Extract the whole listing as it stands. Do not include the pictures.

*** Data ***

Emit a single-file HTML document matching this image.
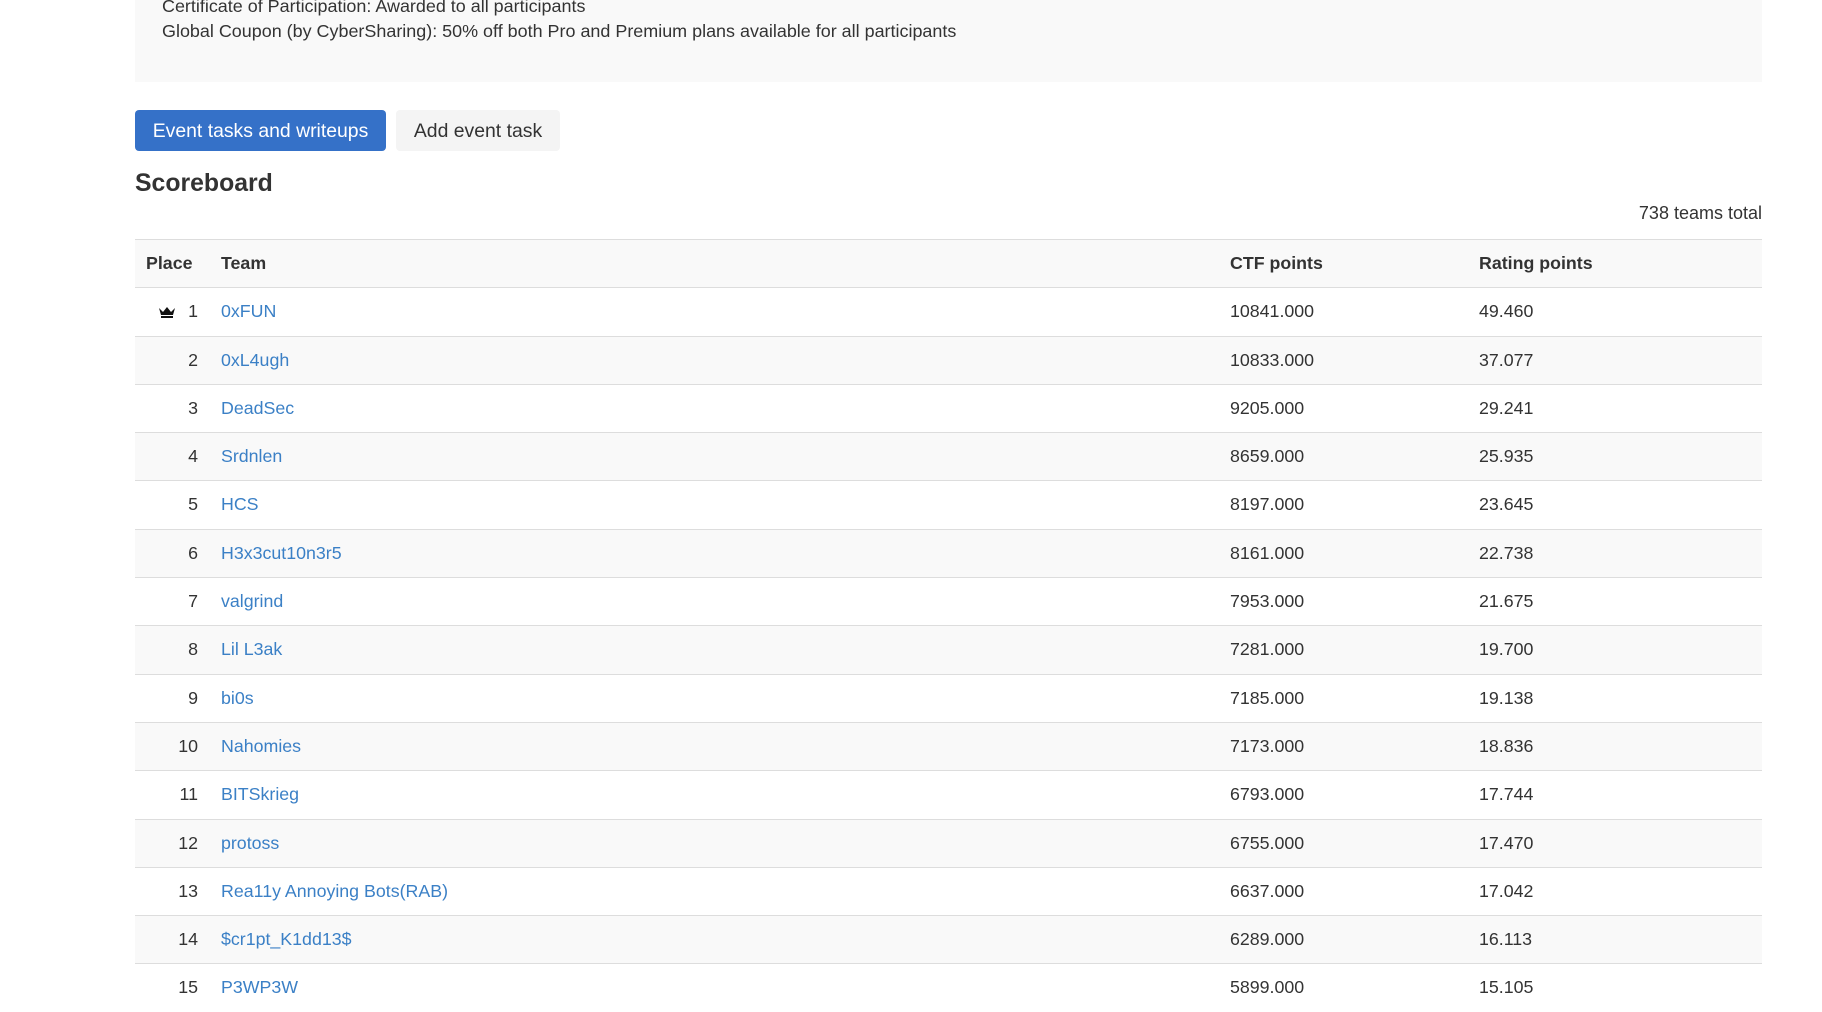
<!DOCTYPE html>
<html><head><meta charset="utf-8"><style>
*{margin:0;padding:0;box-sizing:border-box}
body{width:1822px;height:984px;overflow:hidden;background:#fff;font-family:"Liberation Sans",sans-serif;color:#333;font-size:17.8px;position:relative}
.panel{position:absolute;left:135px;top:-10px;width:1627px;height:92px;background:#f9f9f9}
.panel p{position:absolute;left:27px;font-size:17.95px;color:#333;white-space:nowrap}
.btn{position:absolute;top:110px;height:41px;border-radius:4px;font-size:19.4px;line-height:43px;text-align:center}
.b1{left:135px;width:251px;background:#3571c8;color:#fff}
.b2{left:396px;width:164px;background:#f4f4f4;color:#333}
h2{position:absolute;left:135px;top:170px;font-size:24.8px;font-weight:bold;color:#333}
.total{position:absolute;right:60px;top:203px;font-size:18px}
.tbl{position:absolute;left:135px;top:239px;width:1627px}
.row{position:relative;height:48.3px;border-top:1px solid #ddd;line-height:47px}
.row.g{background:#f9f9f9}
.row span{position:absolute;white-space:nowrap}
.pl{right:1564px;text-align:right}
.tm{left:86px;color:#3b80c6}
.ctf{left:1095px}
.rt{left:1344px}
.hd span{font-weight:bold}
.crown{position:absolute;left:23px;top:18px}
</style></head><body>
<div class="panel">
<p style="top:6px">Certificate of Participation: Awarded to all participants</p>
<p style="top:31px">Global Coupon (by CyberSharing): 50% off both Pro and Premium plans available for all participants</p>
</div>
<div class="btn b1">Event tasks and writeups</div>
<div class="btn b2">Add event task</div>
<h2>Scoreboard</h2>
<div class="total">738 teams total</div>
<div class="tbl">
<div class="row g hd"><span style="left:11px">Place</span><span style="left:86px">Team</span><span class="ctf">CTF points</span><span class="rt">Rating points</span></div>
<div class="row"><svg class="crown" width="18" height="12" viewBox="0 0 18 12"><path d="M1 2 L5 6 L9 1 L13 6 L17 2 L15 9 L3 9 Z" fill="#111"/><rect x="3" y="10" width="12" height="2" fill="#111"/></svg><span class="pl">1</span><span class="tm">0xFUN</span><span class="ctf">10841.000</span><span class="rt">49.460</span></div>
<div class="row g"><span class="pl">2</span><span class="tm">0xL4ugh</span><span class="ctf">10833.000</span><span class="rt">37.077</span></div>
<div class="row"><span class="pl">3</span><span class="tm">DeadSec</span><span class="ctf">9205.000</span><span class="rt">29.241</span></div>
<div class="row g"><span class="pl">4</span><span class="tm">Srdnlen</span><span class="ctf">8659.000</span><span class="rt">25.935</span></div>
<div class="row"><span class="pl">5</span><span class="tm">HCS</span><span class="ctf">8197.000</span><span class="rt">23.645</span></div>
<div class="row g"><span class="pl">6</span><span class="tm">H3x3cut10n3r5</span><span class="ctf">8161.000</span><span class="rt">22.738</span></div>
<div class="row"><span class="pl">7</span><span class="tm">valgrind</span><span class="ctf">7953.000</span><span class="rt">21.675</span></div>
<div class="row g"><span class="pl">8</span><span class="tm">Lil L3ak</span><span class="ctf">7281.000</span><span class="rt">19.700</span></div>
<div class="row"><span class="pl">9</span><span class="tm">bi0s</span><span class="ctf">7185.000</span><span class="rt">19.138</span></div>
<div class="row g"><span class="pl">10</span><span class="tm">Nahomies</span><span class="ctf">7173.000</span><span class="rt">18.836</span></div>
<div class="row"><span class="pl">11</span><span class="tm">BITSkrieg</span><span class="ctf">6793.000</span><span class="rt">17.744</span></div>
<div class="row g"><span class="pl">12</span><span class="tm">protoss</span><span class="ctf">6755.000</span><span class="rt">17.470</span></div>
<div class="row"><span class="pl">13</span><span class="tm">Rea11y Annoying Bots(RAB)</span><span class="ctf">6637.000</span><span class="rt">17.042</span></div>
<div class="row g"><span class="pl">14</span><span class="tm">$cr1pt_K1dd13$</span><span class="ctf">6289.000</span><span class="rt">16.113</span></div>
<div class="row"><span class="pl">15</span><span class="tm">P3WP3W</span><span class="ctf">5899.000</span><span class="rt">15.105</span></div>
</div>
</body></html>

***

■ **Task output**
Emit a single-file HTML document matching this image.
<!DOCTYPE html>
<html><head><meta charset="utf-8"><style>
*{margin:0;padding:0;box-sizing:border-box}
body{width:1822px;height:984px;overflow:hidden;background:#fff;font-family:"Liberation Sans",sans-serif;color:#333;font-size:17.8px;position:relative}
.panel{position:absolute;left:135px;top:-10px;width:1627px;height:92px;background:#f9f9f9}
.panel p{position:absolute;left:27px;font-size:17.95px;color:#333;white-space:nowrap}
.btn{position:absolute;top:110px;height:41px;border-radius:4px;font-size:19.4px;line-height:43px;text-align:center}
.b1{left:135px;width:251px;background:#3571c8;color:#fff}
.b2{left:396px;width:164px;background:#f4f4f4;color:#333}
h2{position:absolute;left:135px;top:170px;font-size:24.8px;font-weight:bold;color:#333}
.total{position:absolute;right:60px;top:203px;font-size:18px}
.tbl{position:absolute;left:135px;top:239px;width:1627px}
.row{position:relative;height:48.3px;border-top:1px solid #ddd;line-height:47px}
.row.g{background:#f9f9f9}
.row span{position:absolute;white-space:nowrap}
.pl{right:1564px;text-align:right}
.tm{left:86px;color:#3b80c6}
.ctf{left:1095px}
.rt{left:1344px}
.hd span{font-weight:bold}
.crown{position:absolute;left:23px;top:18px}
</style></head><body>
<div class="panel">
<p style="top:6px">Certificate of Participation: Awarded to all participants</p>
<p style="top:31px">Global Coupon (by CyberSharing): 50% off both Pro and Premium plans available for all participants</p>
</div>
<div class="btn b1">Event tasks and writeups</div>
<div class="btn b2">Add event task</div>
<h2>Scoreboard</h2>
<div class="total">738 teams total</div>
<div class="tbl">
<div class="row g hd"><span style="left:11px">Place</span><span style="left:86px">Team</span><span class="ctf">CTF points</span><span class="rt">Rating points</span></div>
<div class="row"><svg class="crown" width="18" height="12" viewBox="0 0 18 12"><path d="M1 2 L5 6 L9 1 L13 6 L17 2 L15 9 L3 9 Z" fill="#111"/><rect x="3" y="10" width="12" height="2" fill="#111"/></svg><span class="pl">1</span><span class="tm">0xFUN</span><span class="ctf">10841.000</span><span class="rt">49.460</span></div>
<div class="row g"><span class="pl">2</span><span class="tm">0xL4ugh</span><span class="ctf">10833.000</span><span class="rt">37.077</span></div>
<div class="row"><span class="pl">3</span><span class="tm">DeadSec</span><span class="ctf">9205.000</span><span class="rt">29.241</span></div>
<div class="row g"><span class="pl">4</span><span class="tm">Srdnlen</span><span class="ctf">8659.000</span><span class="rt">25.935</span></div>
<div class="row"><span class="pl">5</span><span class="tm">HCS</span><span class="ctf">8197.000</span><span class="rt">23.645</span></div>
<div class="row g"><span class="pl">6</span><span class="tm">H3x3cut10n3r5</span><span class="ctf">8161.000</span><span class="rt">22.738</span></div>
<div class="row"><span class="pl">7</span><span class="tm">valgrind</span><span class="ctf">7953.000</span><span class="rt">21.675</span></div>
<div class="row g"><span class="pl">8</span><span class="tm">Lil L3ak</span><span class="ctf">7281.000</span><span class="rt">19.700</span></div>
<div class="row"><span class="pl">9</span><span class="tm">bi0s</span><span class="ctf">7185.000</span><span class="rt">19.138</span></div>
<div class="row g"><span class="pl">10</span><span class="tm">Nahomies</span><span class="ctf">7173.000</span><span class="rt">18.836</span></div>
<div class="row"><span class="pl">11</span><span class="tm">BITSkrieg</span><span class="ctf">6793.000</span><span class="rt">17.744</span></div>
<div class="row g"><span class="pl">12</span><span class="tm">protoss</span><span class="ctf">6755.000</span><span class="rt">17.470</span></div>
<div class="row"><span class="pl">13</span><span class="tm">Rea11y Annoying Bots(RAB)</span><span class="ctf">6637.000</span><span class="rt">17.042</span></div>
<div class="row g"><span class="pl">14</span><span class="tm">$cr1pt_K1dd13$</span><span class="ctf">6289.000</span><span class="rt">16.113</span></div>
<div class="row"><span class="pl">15</span><span class="tm">P3WP3W</span><span class="ctf">5899.000</span><span class="rt">15.105</span></div>
</div>
</body></html>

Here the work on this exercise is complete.